## Dataset section
# # # # # # #

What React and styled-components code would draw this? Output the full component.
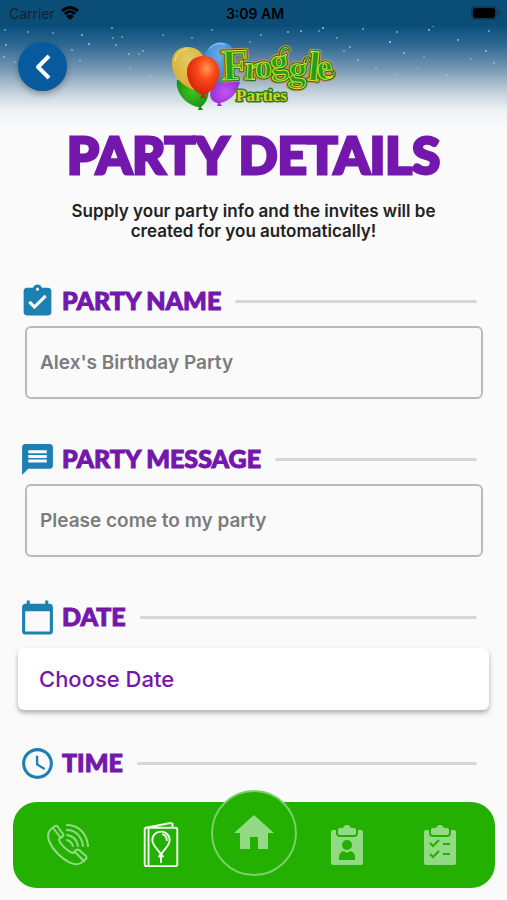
import styled, { createGlobalStyle } from 'styled-components';
import { MdAssignmentTurnedIn, MdMessage, MdCalendarToday, MdAccessTime, MdHome } from 'react-icons/md';

// [x, y, opacity]
const stars = [
    [5, 30, .5], [6, 45, .7], [28, 32, .6], [34, 50, .6], [53, 33, .5], [4, 57, .6], [72, 50, .6],
    [82, 35, .7], [89, 44, .8], [112, 28, .6], [113, 38, .5], [122, 37, .5], [116, 45, .6], [129, 54, .6],
    [139, 54, .5], [143, 51, .6], [163, 35, .5], [192, 38, .5], [250, 42, .5], [261, 35, .6], [288, 32, .7],
    [301, 31, .7], [319, 31, .5], [323, 28, .8], [344, 51, .5], [350, 47, .6], [363, 29, .6], [390, 42, .9],
    [397, 32, .6], [404, 53, .7], [429, 30, .8], [433, 26, .6], [458, 40, .7], [486, 51, .7], [489, 31, .6],
    [494, 63, .5], [447, 75, .5], [424, 57, .4], [397, 75, .4], [376, 68, .4], [358, 60, .5], [130, 68, .4],
    [80, 61, .5], [15, 62, .4], [150, 76, .4], [418, 68, .3], [471, 59, .4], [337, 38, .5], [212, 30, .5],
];

// [char, x, y, size, turn]
const letters = [
    ['F', 53, 38, 44, -2], ['r', 75, 37, 34, 3], ['o', 86, 36, 34, 0], ['g', 102, 32, 36, -5],
    ['g', 119, 38, 36, 5], ['l', 138, 38, 42, 6], ['e', 149, 38, 36, -8],
];

const Word = () => letters.map(([char, x, y, size, turn], i) => (
    <Letter key={i} x={x} y={y} fontSize={size} transform={`rotate(${turn} ${x} ${y})`}>{char}</Letter>
));

const curls = 'M112 14C110 6 118 3 120 8M135 21C135 15 141 14 141 19M157 35C164 38 168 31 163 29';

const Logo = () => (
    <LogoSvg viewBox="0 0 170 74" role="img" aria-label="Froggle Parties">
        <defs>
            <radialGradient id="red" cx=".6" cy=".3" r=".75">
                <stop offset="0" stopColor="#ff9a55" />
                <stop offset=".35" stopColor="#fb4a18" />
                <stop offset="1" stopColor="#c91508" />
            </radialGradient>
            <radialGradient id="gold" cx=".5" cy=".3" r=".8">
                <stop offset="0" stopColor="#e0cb62" />
                <stop offset=".6" stopColor="#dcb53e" />
                <stop offset="1" stopColor="#ef9a22" />
            </radialGradient>
            <radialGradient id="blue" cx=".5" cy=".3" r=".8">
                <stop offset="0" stopColor="#69aeea" />
                <stop offset="1" stopColor="#2372c4" />
            </radialGradient>
            <radialGradient id="purple" cx=".5" cy=".5" r=".7">
                <stop offset="0" stopColor="#c156f5" />
                <stop offset="1" stopColor="#8c20c8" />
            </radialGradient>
            <radialGradient id="green" cx=".5" cy=".4" r=".7">
                <stop offset="0" stopColor="#3bc41f" />
                <stop offset="1" stopColor="#128410" />
            </radialGradient>
        </defs>
        <path d="M8 38C6 52 19 64 30 65L29 68H34L32 65C40 59 42 48 36 40Z" fill="url(#green)" />
        <path d="M42 48C39 55 44 61 49 61L48 64H53L51 61C62 59 69 50 71 39C58 34 46 37 42 48Z" fill="url(#purple)" />
        <path d="M35 15C38 3 49-2 57 1C67 5 68 16 64 26C61 34 56 39 50 43C40 36 34 26 35 15Z" fill="url(#blue)" />
        <path d="M40 7C44 2 50 0 56 3" fill="none" stroke="#a8d3f5" strokeWidth="1" />
        <path d="M3 23C2 10 11 4 20 5C31 6 37 14 36 27C35 39 29 46 24 48C14 44 4 35 3 23Z" fill="url(#gold)" />
        <path d="M6 19C7 11 13 7 19 7" fill="none" stroke="#f3e79b" strokeWidth="1" />
        <path d="M18 32C17 19 27 13 36 14C47 15 52 24 50 34C48 45 40 51 35 53L37 56H31L33 53C25 49 19 42 18 32Z" fill="url(#red)" />
        {[['#c98f5c', 5], ['#176b1b', 3]].map(([color, width]) => (
            <g key={color} fill={color} stroke={color} strokeWidth={width} strokeLinejoin="round" strokeLinecap="round">
                <Word />
                <path d={curls} fill="none" />
            </g>
        ))}
        <g fill="#22a01c" stroke="#dfe02c" strokeWidth="1">
            <Word />
            <path d={curls} fill="none" strokeLinecap="round" />
        </g>
        <Letter x="67" y="59" fontSize="17" fill="#176b1b" stroke="#2c7d22" strokeWidth="3" strokeLinejoin="round" aria-hidden="true">Parties</Letter>
        <Letter x="67" y="59" fontSize="17" fill="#d0d42b">Parties</Letter>
    </LogoSvg>
);

const PhoneIcon = () => (
    <NavSvg viewBox="0 0 42 42">
        <path d="M3 6L8 2Q10 1 11 3L16 10Q17 12 15 13L12 15C12 19 21 28 26 29L29 26Q30 25 32 26L39 32Q40 34 39 35L34 39C28 43 18 37 11 30C4 23-2 13 3 6Z" />
        <path d="M6 4L14 14M28 28L37 37" />
        <path d="M20 1C32 1 40 10 41 22M20 6C29 6 35 13 36 22M20 11C26 12 30 16 31 22M20 16C23 17 25 19 26 22" />
    </NavSvg>
);

const InviteIcon = () => (
    <InviteSvg viewBox="0 0 36 48">
        <path d="M2 6H33Q35 6 35 8V44Q35 46 33 46H3Q1 46 1 44V7ZM5 6V46M2 6L28 1L30 2V6" />
        <path d="M18 34C15 28 9 25 9 19C9 7 27 7 27 19C27 25 21 28 18 34ZM16 36H20L18 33ZM18 36V42M20 13Q24 14 24 19" />
    </InviteSvg>
);

const Clipboard = ({ children }) => (
    <ClipSvg viewBox="0 0 32 42">
        <path d="M2 6H5V9Q5 13 9 13H23Q27 13 27 9V6H30Q32 6 32 8V39Q32 41 30 41H2Q0 41 0 39V8Q0 6 2 6Z" />
        <path d="M9 4H12Q13 1 16 1Q19 1 20 4H23Q25 4 25 6V9Q25 11 23 11H9Q7 11 7 9V6Q7 4 9 4Z" />
        {children}
    </ClipSvg>
);

const Section = ({ icon, title, htmlFor, children }) => (
    <Group>
        <Heading>
            {icon}
            <Label as={htmlFor ? 'label' : 'h2'} htmlFor={htmlFor}>{title}</Label>
            <Rule />
        </Heading>
        {children}
    </Group>
);

const App = () => {
    return (
        <Page>
            <GlobalStyle />
            <Header>
                <Sky aria-hidden="true">
                    {stars.map(([x, y, o]) => (
                        <circle key={`${x}-${y}`} cx={`${x / 5.07}%`} cy={y} r="1" fill="#b9e4f5" opacity={o} />
                    ))}
                </Sky>
                <StatusBar>
                    <Carrier>
                        Carrier
                        <svg width="18" height="14" viewBox="0 0 18 14">
                            <path d="M1 5Q9-2 17 5M4 8Q9 3 14 8" fill="none" stroke="#000" strokeWidth="3" />
                            <path d="M9 14L5 10Q9 7 13 10Z" />
                        </svg>
                    </Carrier>
                    <Clock>3:09 AM</Clock>
                    <Battery width="30" height="14" viewBox="0 0 30 14">
                        <rect x="0" y="0" width="26" height="14" rx="4" fill="#0b3b5a" />
                        <rect x="2" y="2" width="22" height="10" rx="3" />
                        <path d="M27 4Q32 7 27 10Z" fill="#0b3b5a" />
                    </Battery>
                </StatusBar>
                <TopRow>
                    <BackButton type="button" aria-label="Back">
                        <svg width="16" height="26" viewBox="0 0 16 26">
                            <path d="M14 2L3 13L14 24" fill="none" stroke="#fff" strokeWidth="4" strokeLinejoin="round" />
                        </svg>
                    </BackButton>
                    <Logo />
                </TopRow>
            </Header>

            <Title>PARTY DETAILS</Title>
            <Intro>Supply your party info and the invites will be created for you automatically!</Intro>

            <Form>
                <Section icon={<MdAssignmentTurnedIn />} title="PARTY NAME" htmlFor="name">
                    <Field id="name" placeholder="Alex's Birthday Party" />
                </Section>
                <Section icon={<MdMessage />} title="PARTY MESSAGE" htmlFor="message">
                    <Field id="message" placeholder="Please come to my party" />
                </Section>
                <Section icon={<MdCalendarToday />} title="DATE">
                    <Picker type="button">Choose Date</Picker>
                </Section>
                <Section icon={<MdAccessTime />} title="TIME" />
            </Form>

            <Nav>
                <NavItem href="#call" aria-label="Call"><PhoneIcon /></NavItem>
                <NavItem href="#invites" aria-label="Invites" $active><InviteIcon /></NavItem>
                <HomeItem href="#home" aria-label="Home"><MdHome /></HomeItem>
                <NavItem href="#guests" aria-label="Guests">
                    <Clipboard>
                        <circle cx="16" cy="21" r="5" fill="#24b000" />
                        <path d="M8 36Q7 28 13 27Q16 30 19 27Q25 28 24 36Z" fill="#24b000" />
                    </Clipboard>
                </NavItem>
                <NavItem href="#checklist" aria-label="Checklist">
                    <Clipboard>
                        <path d="M6 19L9 22L15 16M6 30L9 33L15 27M19 20H26M19 30H26" fill="none" stroke="#24b000" strokeWidth="2" />
                    </Clipboard>
                </NavItem>
            </Nav>
        </Page>
    );
}

const GlobalStyle = createGlobalStyle`
    * {
        box-sizing: border-box;
    }

    body {
        margin: 0;
        background: #fafafa;
        font-family: Inter, "Liberation Sans", sans-serif;
    }
`

const Page = styled.main`
    display: flex;
    flex-direction: column;
    min-height: 100vh;
    padding-bottom: 112px;
`

const Header = styled.header`
    position: relative;
    height: 128px;
    background: linear-gradient(#0a507c 26px, #2c6790 44px, #7296b2 68px, #c3d0da 92px, #edf1f3 110px, #fafafa 128px);
`

const Sky = styled.svg`
    position: absolute;
    inset: 0;
    width: 100%;
    height: 100%;
`

const StatusBar = styled.div`
    position: relative;
    display: grid;
    grid-template-columns: 1fr auto 1fr;
    align-items: center;
    height: 26px;
    padding: 0 6px 0 9px;
    font-size: 14px;
    background: #0a4e78;
`

const Carrier = styled.span`
    display: flex;
    align-items: center;
    gap: 6px;
    color: #10222f;
`

const Clock = styled.span`
    font-weight: 600;
`

const Battery = styled.svg`
    justify-self: end;
`

const TopRow = styled.div`
    position: relative;
    display: grid;
    grid-template-columns: 1fr 170px 1fr;
    align-items: start;
    padding: 16px 18px 0;
`

const BackButton = styled.button`
    display: flex;
    justify-content: center;
    align-items: center;

    width: 49px;
    height: 49px;
    padding: 0;

    border: none;
    border-radius: 50%;
    background: #075a9e;
    box-shadow: 0 3px 6px rgba(0, 0, 0, 0.3);
`

const LogoSvg = styled.svg`
    width: 170px;
    height: 74px;
    overflow: visible;
`

const Letter = styled.text`
    font-family: "Liberation Serif", serif;
    font-weight: 700;
`

const Title = styled.h1`
    margin: 0;
    color: #7317ad;
    font-family: Lato, sans-serif;
    font-size: 51px;
    font-weight: 900;
    line-height: 54px;
    text-align: center;
    -webkit-text-stroke: 3px #7317ad;
`

const Intro = styled.p`
    max-width: 400px;
    margin: 19px auto 0;
    color: #222;
    font-size: 17px;
    font-weight: 600;
    line-height: 20px;
    text-align: center;
`

const Form = styled.form`
    display: flex;
    flex-direction: column;
    margin-top: 41px;
    padding: 0 18px;
`

const Group = styled.section`
    display: flex;
    flex-direction: column;
`

const Heading = styled.div`
    display: flex;
    align-items: center;
    gap: 6px;
    height: 38px;
    padding: 0 12px 0 1px;

    > svg {
        flex: none;
        width: 37px;
        height: 37px;
        color: #1c80b2;
    }
`

const Label = styled.label`
    margin: 0;
    padding-bottom: 2px;
    color: #7317ad;
    font-family: Lato, sans-serif;
    font-size: 25px;
    font-weight: 900;
    line-height: 32px;
    -webkit-text-stroke: 1px #7317ad;
`

const Rule = styled.span`
    flex: 1;
    height: 3px;
    margin-left: 8px;
    border-radius: 2px;
    background: #d6d6d6;
`

const Field = styled.input`
    height: 73px;
    margin: 6px 6px 41px 7px;
    padding: 0 13px;

    border: 2px solid #bababa;
    border-radius: 6px;
    background: transparent;

    color: #222;
    font-family: inherit;
    font-size: 19px;
    font-weight: 600;

    &::placeholder {
        color: #7c7c7c;
        opacity: 1;
    }
`

const Picker = styled.button`
    height: 62px;
    margin: 12px 0 34px;
    padding: 0 21px;

    border: none;
    border-radius: 6px;
    background: #fff;
    box-shadow: 0 3px 5px rgba(0, 0, 0, 0.3);

    color: #7317ad;
    font-family: inherit;
    font-size: 22px;
    font-weight: 500;
    text-align: left;
`

const Nav = styled.nav`
    position: fixed;
    right: 12px;
    bottom: 12px;
    left: 13px;

    display: grid;
    grid-template-columns: repeat(5, 1fr);
    grid-template-rows: 100%;
    align-items: center;
    justify-items: center;

    height: 86px;
    padding: 0 8px;
    border-radius: 24px;
    background: #24b000;
`

const NavItem = styled.a`
    display: flex;
    color: ${(props) => props.$active ? '#f0fbee' : '#93da85'};
`

const HomeItem = styled.a`
    display: flex;
    justify-content: center;
    align-items: center;
    align-self: start;

    width: 86px;
    height: 86px;
    margin-top: -12px;

    border: 2px solid #7ad069;
    border-radius: 50%;
    background: #24b000;
    color: #93da85;

    svg {
        width: 48px;
        height: 48px;
    }
`

const NavSvg = styled.svg`
    width: 42px;
    height: 42px;
    fill: none;
    stroke: currentColor;
    stroke-width: 2;
    stroke-linejoin: round;
    stroke-linecap: round;
`

const InviteSvg = styled(NavSvg)`
    width: 36px;
    height: 46px;
`

const ClipSvg = styled.svg`
    width: 32px;
    height: 42px;
    fill: currentColor;
`

export default App;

# # # # # # #

Repeat exactly and only the lines from the start of the data above through the line that holds "const curls = 'M112", inclusive. Pictures do not belong in the copy.

## Exercise response
What React and styled-components code would draw this? Output the full component.
import styled, { createGlobalStyle } from 'styled-components';
import { MdAssignmentTurnedIn, MdMessage, MdCalendarToday, MdAccessTime, MdHome } from 'react-icons/md';

// [x, y, opacity]
const stars = [
    [5, 30, .5], [6, 45, .7], [28, 32, .6], [34, 50, .6], [53, 33, .5], [4, 57, .6], [72, 50, .6],
    [82, 35, .7], [89, 44, .8], [112, 28, .6], [113, 38, .5], [122, 37, .5], [116, 45, .6], [129, 54, .6],
    [139, 54, .5], [143, 51, .6], [163, 35, .5], [192, 38, .5], [250, 42, .5], [261, 35, .6], [288, 32, .7],
    [301, 31, .7], [319, 31, .5], [323, 28, .8], [344, 51, .5], [350, 47, .6], [363, 29, .6], [390, 42, .9],
    [397, 32, .6], [404, 53, .7], [429, 30, .8], [433, 26, .6], [458, 40, .7], [486, 51, .7], [489, 31, .6],
    [494, 63, .5], [447, 75, .5], [424, 57, .4], [397, 75, .4], [376, 68, .4], [358, 60, .5], [130, 68, .4],
    [80, 61, .5], [15, 62, .4], [150, 76, .4], [418, 68, .3], [471, 59, .4], [337, 38, .5], [212, 30, .5],
];

// [char, x, y, size, turn]
const letters = [
    ['F', 53, 38, 44, -2], ['r', 75, 37, 34, 3], ['o', 86, 36, 34, 0], ['g', 102, 32, 36, -5],
    ['g', 119, 38, 36, 5], ['l', 138, 38, 42, 6], ['e', 149, 38, 36, -8],
];

const Word = () => letters.map(([char, x, y, size, turn], i) => (
    <Letter key={i} x={x} y={y} fontSize={size} transform={`rotate(${turn} ${x} ${y})`}>{char}</Letter>
));

const curls = 'M112 14C110 6 118 3 120 8M135 21C135 15 141 14 141 19M157 35C164 38 168 31 163 29';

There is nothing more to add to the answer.